Architecture Risk Assessor

When to Use

You need to systematically identify and quantify risks in a software architecture. Typical triggers:

The user describes a system and asks "what are the risks?"
The user is adopting unproven or unfamiliar technologies
The user needs to present risk findings to stakeholders or leadership
The user is planning a migration, new service, or significant architecture change
The user wants to compare risk profiles across services or domains
The user is doing sprint/iteration planning and wants to identify high-risk stories

Before starting, verify:

Is there an architecture to assess? (At minimum, a description of services/components and their responsibilities)
Is there a specific risk dimension to focus on, or should you cover all standard criteria?

Context

Required Context (must have before proceeding)

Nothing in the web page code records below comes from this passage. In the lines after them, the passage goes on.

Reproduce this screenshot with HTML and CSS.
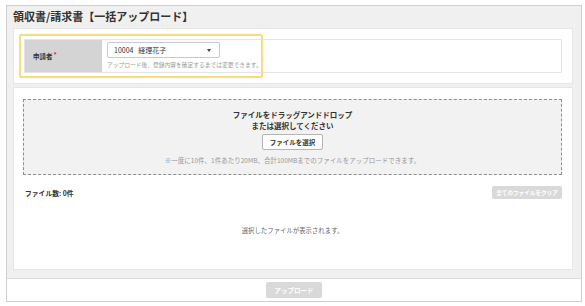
FILE: index.html
```html
<!DOCTYPE html>
<html lang="ja">

<head>
    <meta charset="UTF-8">
    <meta name="viewport" content="width=device-width, initial-scale=1.0">
    <title>領収書/請求書 一括アップロード</title>
    <link rel="stylesheet" href="styles.css">
</head>

<body>
    <div class="panel">
        <div class="panel-heading">
            <h1>領収書/請求書【一括アップロード】</h1>
        </div>
        <div class="panel-body">
            <!-- applicant -->
            <div class="card applicant-card">
                <div class="form-row">
                    <div class="form-label">申請者<span class="required">*</span></div>
                    <div class="form-field">
                        <div class="select-box">
                            <span>10004&nbsp;&nbsp;&nbsp;経理花子</span>
                            <span class="caret"></span>
                        </div>
                        <p class="hint">アップロード後、登録内容を確定するまでは変更できます。</p>
                    </div>
                </div>
                <div class="highlight"></div>
            </div>

            <!-- upload area -->
            <div class="card upload-card">
                <div class="drop-zone">
                    <p class="drop-title">ファイルをドラッグアンドドロップ<br>または選択してください</p>
                    <button class="select-btn">ファイルを選択</button>
                    <p class="drop-note">※一度に10件、1件あたり20MB、合計100MBまでのファイルをアップロードできます。</p>
                </div>
                <div class="file-count-row">
                    <span class="file-count">ファイル数: 0件</span>
                    <button class="clear-btn" disabled>全てのファイルをクリア</button>
                </div>
                <p class="empty-text">選択したファイルが表示されます。</p>
            </div>
        </div>
        <div class="panel-footer">
            <button class="upload-btn" disabled>アップロード</button>
        </div>
    </div>
</body>

</html>
```

FILE: styles.css
```css
* {
    margin: 0px;
    padding: 0px;
    box-sizing: border-box;
}

body {
    font-family: "Noto Sans CJK JP", "Noto Sans", sans-serif;
    color: #333;
    background-color: white;
    padding: 5px 4px 0px 6px;
}

.panel {
    width: 576px;
    height: 297px;
    border: 1px solid #cfcfcf;
    background-color: #f0f0f0;
    display: flex;
    flex-direction: column;
}

.panel-heading h1 {
    font-size: 11px;
    font-weight: 700;
    line-height: 21px;
    padding: 0px 6px;
    color: #333;
}

.panel-body {
    flex: 1;
    padding: 1px 8px 0px 6px;
    display: flex;
    flex-direction: column;
    gap: 3px;
}

.card {
    background-color: white;
    border: 1px solid #e6e6e6;
}

.applicant-card {
    position: relative;
    padding: 10px;
}

.form-row {
    display: flex;
    height: 34px;
    border: 1px solid #e4e4e4;
}

.form-label {
    width: 77px;
    background-color: #d4d4d4;
    font-size: 6.5px;
    font-weight: 700;
    display: flex;
    align-items: center;
    padding-left: 8px;
}

.required {
    color: #e0243c;
    margin-left: 1px;
    position: relative;
    top: -2px;
}

.form-field {
    padding: 2px 5px 0px;
}

.select-box {
    width: 113px;
    height: 16px;
    border: 1px solid #c9c9c9;
    border-radius: 2px;
    font-size: 7px;
    display: flex;
    align-items: center;
    justify-content: space-between;
    padding: 0px 8px 0px 6px;
}

.caret {
    width: 0;
    height: 0;
    border-left: 2.5px solid transparent;
    border-right: 2.5px solid transparent;
    border-top: 3px solid #444;
}

.hint {
    font-size: 5.75px;
    color: #9a9a9a;
    line-height: 9px;
    margin-top: 2px;
}

.highlight {
    position: absolute;
    left: 5px;
    top: 5px;
    width: 244px;
    height: 44px;
    border: 2px solid #f6dd7f;
    border-radius: 2px;
}

.upload-card {
    height: 183px;
    padding: 11px 10px 0px 9px;
}

.drop-zone {
    height: 76px;
    border: 1px dashed #8f8f8f;
    background-color: #f2f2f2;
    text-align: center;
    padding-top: 9px;
    display: flex;
    flex-direction: column;
    align-items: center;
}

.drop-title {
    font-size: 7.5px;
    font-weight: 700;
    line-height: 11px;
    color: #333;
}

.select-btn {
    font-family: inherit;
    font-size: 6.5px;
    font-weight: 700;
    color: #333;
    background-color: white;
    border: 1px solid #b5b5b5;
    border-radius: 2px;
    width: 61px;
    height: 16px;
    margin-top: 3px;
}

.drop-note {
    font-size: 6.5px;
    color: #999;
    line-height: 9px;
    margin-top: 6px;
}

.file-count-row {
    display: flex;
    justify-content: space-between;
    align-items: center;
    margin-top: 11px;
    padding-left: 2px;
}

.file-count {
    font-size: 6.8px;
    font-weight: 700;
}

.clear-btn,
.upload-btn {
    font-family: inherit;
    font-weight: 700;
    color: white;
    background-color: #d9d9d9;
    border: none;
    border-radius: 2px;
}

.clear-btn {
    font-size: 5.6px;
    width: 70px;
    height: 13px;
}

.empty-text {
    text-align: center;
    font-size: 6.4px;
    color: #666;
    margin-top: 27px;
}

.panel-footer {
    height: 23px;
    margin-top: 8px;
    background-color: white;
    border-top: 1px solid #dcdcdc;
    display: flex;
    justify-content: center;
    align-items: center;
}

.upload-btn {
    font-size: 6.5px;
    width: 56px;
    height: 16px;
}
```
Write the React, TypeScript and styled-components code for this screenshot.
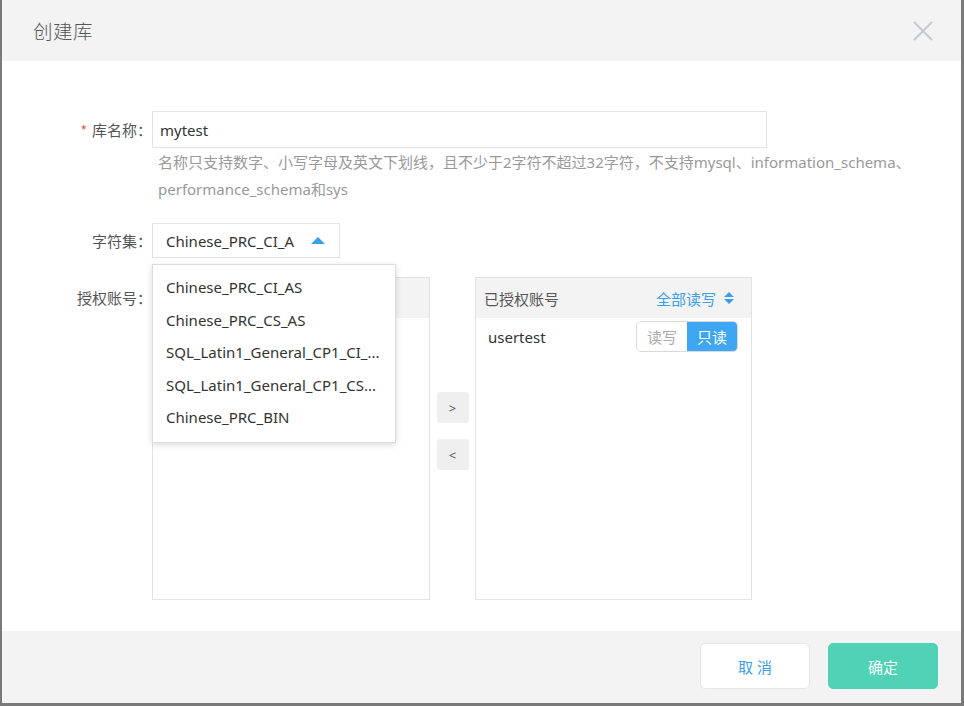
import React from "react";
import styled, { createGlobalStyle } from "styled-components";

const Global = createGlobalStyle`
  html, body { margin: 0; padding: 0; background: #ffffff; }
  body { font-family: "Noto Sans", "Noto Sans CJK SC", sans-serif; }
  * { box-sizing: border-box; }
`;

const Dialog = styled.div`
  width: 964px;
  height: 706px;
  display: flex;
  flex-direction: column;
  border-left: 2px solid #7a7a7a;
  border-right: 3px solid #7a7a7a;
  border-bottom: 3px solid #7a7a7a;
  background: #fff;
`;

const Header = styled.div`
  height: 61px;
  flex: none;
  background: #f3f3f3;
  display: flex;
  align-items: center;
  justify-content: space-between;
  padding: 0 28px 0 31px;
`;

const Title = styled.div`
  font-family: "Noto Sans CJK SC", sans-serif;
  font-size: 19.5px;
  font-weight: 300;
  color: #555;
  letter-spacing: 0.5px;
`;

const Close = styled.svg`
  width: 20px;
  height: 20px;
  display: block;
`;

const Body = styled.div`
  flex: 1;
  padding: 50px 0 0 0;
  display: flex;
  flex-direction: column;
`;

const Row = styled.div<{ $mt?: number }>`
  display: grid;
  grid-template-columns: 150px 1fr;
  margin-top: ${(p) => p.$mt ?? 0}px;
`;

const Label = styled.div<{ $h: number }>`
  height: ${(p) => p.$h}px;
  display: flex;
  align-items: center;
  justify-content: flex-end;
  font-family: "Noto Sans CJK SC", sans-serif;
  font-size: 15px;
  color: #555;
`;

const Star = styled.span`
  color: #e4545a;
  margin-right: 5px;
  font-size: 14px;
`;

const Field = styled.div`
  display: flex;
  flex-direction: column;
  position: relative;
`;

const Input = styled.div`
  width: 615px;
  height: 37px;
  border: 1px solid #e3e3e3;
  display: flex;
  align-items: center;
  padding-left: 7px;
  font-size: 15px;
  color: #333;
`;

const Hint = styled.div`
  margin-top: 1px;
  padding-left: 6px;
  font-size: 15px;
  line-height: 27px;
  color: #999;
  white-space: nowrap;
`;

const Select = styled.div`
  width: 188px;
  height: 35px;
  border: 1px solid #e3e3e3;
  display: flex;
  align-items: center;
  padding-left: 13px;
  font-size: 15px;
  color: #333;
  gap: 17px;
  white-space: nowrap;
`;

const Caret = styled.span`
  width: 0;
  height: 0;
  border-left: 7px solid transparent;
  border-right: 7px solid transparent;
  border-bottom: 7px solid #3a9ee8;
`;

const Menu = styled.div`
  position: absolute;
  left: 0;
  top: 41px;
  width: 244px;
  background: #fff;
  border: 1px solid #dcdcdc;
  box-shadow: 0 2px 6px rgba(0, 0, 0, 0.15);
  padding: 6px 0 8px;
  z-index: 5;
`;

const MenuItem = styled.div`
  height: 32.5px;
  display: flex;
  align-items: center;
  padding-left: 13px;
  font-size: 15px;
  color: #333;
  white-space: nowrap;
`;

const Transfer = styled.div`
  display: flex;
`;

const Panel = styled.div<{ $w: number }>`
  width: ${(p) => p.$w}px;
  height: 323px;
  border: 1px solid #e3e3e3;
  display: flex;
  flex-direction: column;
`;

const PanelHead = styled.div`
  height: 40px;
  flex: none;
  background: #f3f3f3;
  display: flex;
  align-items: center;
  justify-content: space-between;
  padding: 0 17px 0 8px;
  font-family: "Noto Sans CJK SC", sans-serif;
  font-size: 15px;
  color: #555;
`;

const HeadAction = styled.div`
  display: flex;
  align-items: center;
  gap: 8px;
  color: #3a9ee8;
`;

const Sort = styled.svg`
  width: 10px;
  height: 12px;
  display: block;
`;

const UserRow = styled.div`
  height: 37px;
  display: flex;
  align-items: center;
  justify-content: space-between;
  padding: 0 13px 0 12px;
  font-size: 15px;
  color: #333;
`;

const Toggle = styled.div`
  display: flex;
  height: 31px;
  border: 1px solid #d9d9d9;
  border-radius: 5px;
  overflow: hidden;
`;

const ToggleOpt = styled.div<{ $on?: boolean }>`
  width: 50px;
  display: flex;
  align-items: center;
  justify-content: center;
  font-family: "Noto Sans CJK SC", sans-serif;
  font-size: 15px;
  background: ${(p) => (p.$on ? "#3fa6f3" : "#fff")};
  color: ${(p) => (p.$on ? "#fff" : "#aaa")};
`;

const Middle = styled.div`
  width: 45px;
  display: flex;
  flex-direction: column;
  align-items: center;
  padding-top: 115px;
  gap: 16px;
`;

const MoveBtn = styled.div`
  width: 32px;
  height: 31px;
  background: #efefef;
  border-radius: 3px;
  display: flex;
  align-items: center;
  justify-content: center;
  font-size: 13px;
  color: #555;
`;

const Footer = styled.div`
  height: 72px;
  flex: none;
  background: #f3f3f3;
  display: flex;
  justify-content: flex-end;
  align-items: flex-start;
  padding: 12px 23px 0 0;
  gap: 18px;
`;

const Btn = styled.div<{ $primary?: boolean }>`
  width: 110px;
  height: 46px;
  border-radius: 5px;
  display: flex;
  align-items: center;
  justify-content: center;
  font-family: "Noto Sans CJK SC", sans-serif;
  font-size: 15px;
  letter-spacing: ${(p) => (p.$primary ? "0" : "4px")};
  text-indent: ${(p) => (p.$primary ? "0" : "4px")};
  background: ${(p) => (p.$primary ? "#4fd2b5" : "#fff")};
  color: ${(p) => (p.$primary ? "#fff" : "#3a9ee8")};
  border: 1px solid ${(p) => (p.$primary ? "#4fd2b5" : "#e6e6e6")};
`;

const options = [
  "Chinese_PRC_CI_AS",
  "Chinese_PRC_CS_AS",
  "SQL_Latin1_General_CP1_CI_...",
  "SQL_Latin1_General_CP1_CS...",
  "Chinese_PRC_BIN",
];

export default function App() {
  return (
    <>
      <Global />
      <Dialog>
        <Header>
          <Title>创建库</Title>
          <Close viewBox="0 0 20 20">
            <path d="M1 1 L19 19 M19 1 L1 19" stroke="#c3c9d2" strokeWidth="2" fill="none" />
          </Close>
        </Header>
        <Body>
          <Row>
            <Label $h={37}>
              <Star>*</Star>库名称：
            </Label>
            <Field>
              <Input>mytest</Input>
              <Hint>
                名称只支持数字、小写字母及英文下划线，且不少于2字符不超过32字符，不支持mysql、information_schema、
                <br />
                performance_schema和sys
              </Hint>
            </Field>
          </Row>
          <Row $mt={20}>
            <Label $h={35}>字符集：</Label>
            <Field>
              <Select>
                Chinese_PRC_CI_A
                <Caret />
              </Select>
              <Menu>
                {options.map((o) => (
                  <MenuItem key={o}>{o}</MenuItem>
                ))}
              </Menu>
            </Field>
          </Row>
          <Row $mt={19}>
            <Label $h={40}>授权账号：</Label>
            <Transfer>
              <Panel $w={278}>
                <PanelHead />
              </Panel>
              <Middle>
                <MoveBtn>&gt;</MoveBtn>
                <MoveBtn>&lt;</MoveBtn>
              </Middle>
              <Panel $w={277}>
                <PanelHead>
                  已授权账号
                  <HeadAction>
                    全部读写
                    <Sort viewBox="0 0 10 12">
                      <path d="M5 0 L10 5 L0 5 Z M0 7 L10 7 L5 12 Z" fill="#3a9ee8" />
                    </Sort>
                  </HeadAction>
                </PanelHead>
                <UserRow>
                  usertest
                  <Toggle>
                    <ToggleOpt>读写</ToggleOpt>
                    <ToggleOpt $on>只读</ToggleOpt>
                  </Toggle>
                </UserRow>
              </Panel>
            </Transfer>
          </Row>
        </Body>
        <Footer>
          <Btn>取消</Btn>
          <Btn $primary>确定</Btn>
        </Footer>
      </Dialog>
    </>
  );
}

System description: What services, components, or domains exist in the architecture? -> Check prompt for: service names, component descriptions, architecture diagrams, system overviews -> Check environment for: docker-compose files, k8s manifests, service directories, README files -> If still missing, ask: "Can you describe the services or components in your architecture and their primary responsibilities?"
Risk concerns: What is the user worried about? What prompted this risk assessment? -> Check prompt for: mentions of failures, performance issues, security concerns, scaling problems, technology uncertainty -> If still missing, proceed with all standard risk criteria (scalability, availability, performance, security, data integrity)

Observable Context (gather from environment if available)

Technology stack: What technologies are in use? -> Look for: package.json, requirements.txt, go.mod, Dockerfile, infrastructure configs -> If unavailable: rely on user description
Architecture style: Monolith, microservices, event-driven, etc. -> Look for: service count, communication patterns, deployment configs -> If unavailable: infer from user description
Existing risk documentation: Previous risk assessments, incident reports, post-mortems -> Look for: docs/risks/, incident reports, ADRs mentioning risk -> If unavailable: start fresh

Default Assumptions

If no risk criteria specified -> use the standard five: scalability, availability, performance, security, data integrity
If no team context -> assume a team with moderate experience in the primary technology
If technology maturity unknown -> ask, because unproven tech always gets highest risk (9)
If no existing risk assessments found -> treat as first assessment (no direction indicators)

Sufficiency Threshold

SUFFICIENT when ALL of these are true:
- System description with identifiable services/components is known
- At least one risk concern or dimension is identified
- Technology stack is known or can be inferred

PROCEED WITH DEFAULTS when:
- System description is known
- Risk criteria can use standard defaults
- Technology details are partially available

MUST ASK when:
- No system description exists (cannot assess risk without knowing what to assess)
- User mentions "unproven technology" but doesn't specify which one
- The architecture is ambiguous (could be interpreted as monolith or distributed)

Process

Step 1: Identify Architecture Components

ACTION: List all services, components, or domain areas that will be assessed for risk. Name each one clearly.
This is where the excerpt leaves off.